This is a guide for my family and friends about my life as a Peace Corps Volunteer in Cape Verde, Africa. I teach English as foreign language to high school students in Boa Vista, Cape Verde. Also as a disclaimer, the comments expressed here are solely of the author and do not represent the United States Peace Corps, the American Government, or any other governing body.
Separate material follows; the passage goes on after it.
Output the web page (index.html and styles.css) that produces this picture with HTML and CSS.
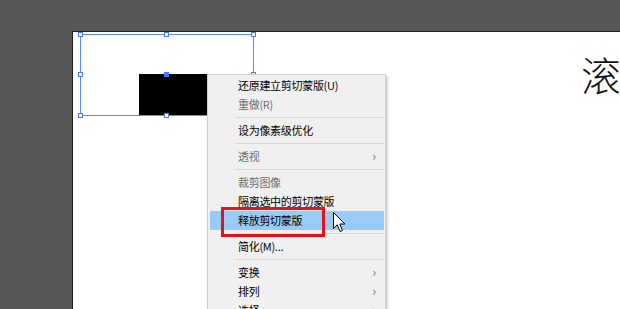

Thursday, November 30, 2006

So today is December 1st. "It's coming on Christmas, they're cutting down trees..." How are those lines at the Gap? The full shopping malls and oh the traffic? It's things like that I absolutely DO NOT miss. I remember just before I left to come here my mother and I were standing in an unorganized line at the Gap. I was so frustrated with the lack of attention to how things were being run I actually said to my mother "I hate this place, this country. I can't wait to get out of here. Be in a place where there will be no lines anywhere." Yes it may be hard to be in a foreign country where they don't speak my language and it's dusty, etc. But I don't have to sit in traffic everyday, stop listening to the radio because they play crap Christmas music, look for a parking space, wait in line 30 minutes for a cheeseburger (mmm cheeseburgers....) or fight the mean lady in the store for the last shirt that's 25% off the original price. Oh thank goodness for small favors. It's interesting, because I haven't heard a breath about Christmas here. And I am in a Christian country. But there are no commercials, no signs, no rediculous advertisments, nothing. I find that in a country like this that doesn't have that much to begin with, can't have that much to give away either. Gift giving doesn't strike me as something that is as widely done as in America or Europe. Which leads me to the fascinating observations on socio-economic situations here in Sal Rei, Boa Vista.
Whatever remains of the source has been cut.